Hal decides to go his own way. That way is going to involve climbing into Abin's repaired spaceship and using it to drop a "Green Arrow Nuke" somewhere after being specially chosen for the mission by President Obama. It's not clear exactly where that nuke is headed, as Hal's had to fight off attacks from both Atlantis and the Amazons, but the target might just be "Europe" since there's a big red circle on the continent that can be seen on the map behind Hal and Obama's emotionless handshake on the last page. It's also not entirely clear what the expected survivability of this mission is, but indications point to "low". And it's unclear whether Hal's decision to accept the mission is due to his death wish or his desire to take on responsibility or a little of both.


In the first issue of Kid Flash Lost, Bart Allen was trapped in a Brainiac-controlled future unlike the one he remembered. Bart still had memories of the normal DCU and, alongside Patty Spivot, who'd taken the costume and speed force-powered motorcycle of the villain Hot Pursuit, set out to restore the timestream to its correct path.

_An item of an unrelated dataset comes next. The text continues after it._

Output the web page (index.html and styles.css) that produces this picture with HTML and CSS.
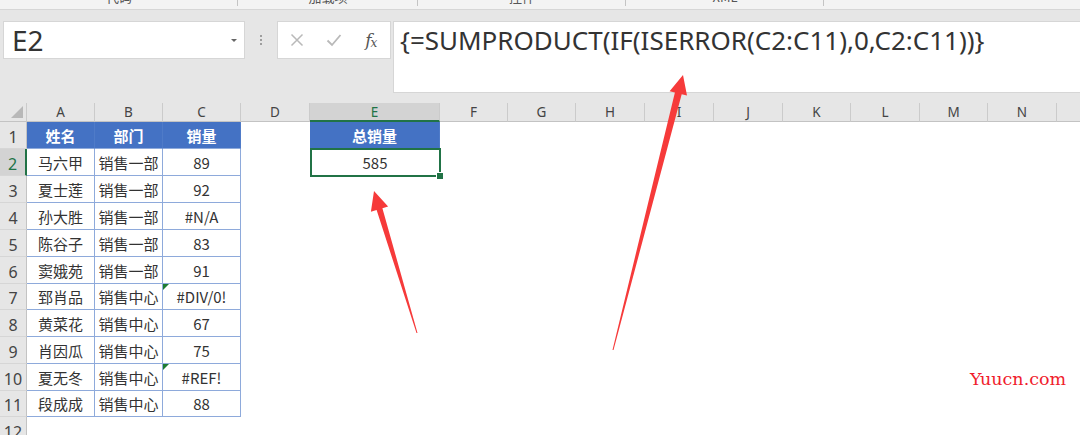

Sadly, Bart found the speed force had abandoned him and that he'd come down with a nasty case of chronic Marty-McFly-disappearing-from-time-syndrome.

That condition's not getting any better in issue #2. Bart's worse, in fact, as layers of skin and muscle are randomly fading in and out of view on Kid Flash's body -- particularly his face, making him look more like Kid Jonah Hex.

Bart can't come up with a plan good enough to defeat Brainiac, so his plan is to get captured by Brainiac and get himself plugged back into the virtual reality world that simulates the speed force, thus giving him a super fast brain that lets him hack Brainiac's system from the inside.

Hot Pursuit nobly sacrifices herself to let Bart escape, and with his connection to the speed force restored he disappears somewhere into time in the hopes of finding The Flash and setting the world right.

I'm curious to see whether this is a series that ultimately has any impact on the resolution of Flashpoint's main story. Bart's one of the few characters to have any awareness that reality is somehow wrong and his adventure would seem a little pointless if he didn't have some hand in fixing it.